Let $f\in C(G,V)$, then $$f=\frac{1}{|G|}\sum_{g\in G} \rho_V(g^{-1})\delta_1^{f(g)}.$$ Indeed, we find that \begin{eqnarray} \frac{1}{|G|}\sum_{g\in G} \rho_V(g^{-1})\delta_1^{f(g)}(x) &=& \frac{1}{|G|}\sum_{g\in G} \delta_1^{f(g)}(xg^{-1})\\ &=& \frac{1}{|G|}\delta_1^{f(x)}(xx^{-1})\\ &=& \frac{1}{|G|}|G|f(x)\\ &=& f(x). \end{eqnarray}

Can you take it from here?

Answer 2

Following the partial response / hint from Mathematician 42 (which shall remain the accepted response), I thought I would fill in the gaps left. I shall use the same notation.

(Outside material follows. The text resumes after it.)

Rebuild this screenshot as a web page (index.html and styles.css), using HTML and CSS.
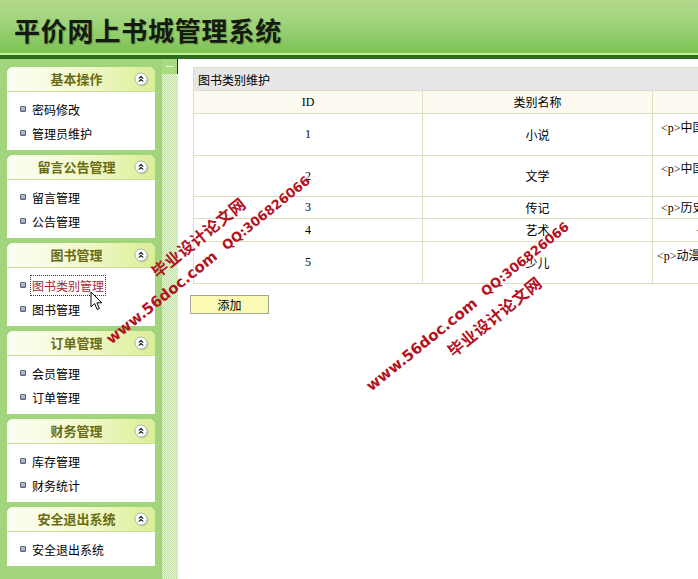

$\textbf{Claim:}$ The map:

\begin{align*} & \lambda : &&G \rightarrow \ \operatorname{Hom}(V,W) \\ & \phantom{} &&x \ \mapsto \ (\ v \mapsto T(\delta_{1}^{v})(x) \ ) \end{align*}

is well defined, and $T(f) = \lambda * f$ for all $f \in C(G,V)$

$\textbf{Proof:}$ That $\lambda(x)$ is an element of $\operatorname{Hom}(V,W)$ for each $x \in G$ follows from the fact that $T$ is a linear map, and that $$ \delta_{1}^{v + au} = \delta_{1}^{v} + a\delta_{1}^{u} \ \ \text{for each} \ v,u \in V, a \in \mathbb{F} $$ Where $\mathbb{F}$ denotes the ground field of $V,W$.

Then since

$$ f(x) = \frac{1}{\left| G \right|} \sum_{g \in G} \rho_{V}(g^{-1})\delta_{1}^{f(g)}(x) $$

it follows that

\begin{align*} T(f)(x) & = \frac{1}{\left| G \right|} \sum_{g \in G} T\left(\rho_{V}(g^{-1})\delta_{1}^{f(g)}\right)(x) \\ & = \frac{1}{\left| G \right|} \sum_{g \in G} \rho_{W}(g^{-1})T(\delta_{1}^{f(g)})(x) \\ & = \frac{1}{\left| G \right|} \sum_{g \in G} \rho_{W}(g^{-1})\lambda(x)f(g) \\ & = \frac{1}{\left| G \right|} \sum_{g \in G} \lambda(xg^{-1})f(g) \\ & = (\lambda * f)(x) \end{align*}

This concludes the proof, and in fact since (as shown by Mathematician 42) the requirement that $\lambda * f = T(f)$ for every $f$, we have shown that in fact our $\lambda$ is uniquely determined by the map $T$.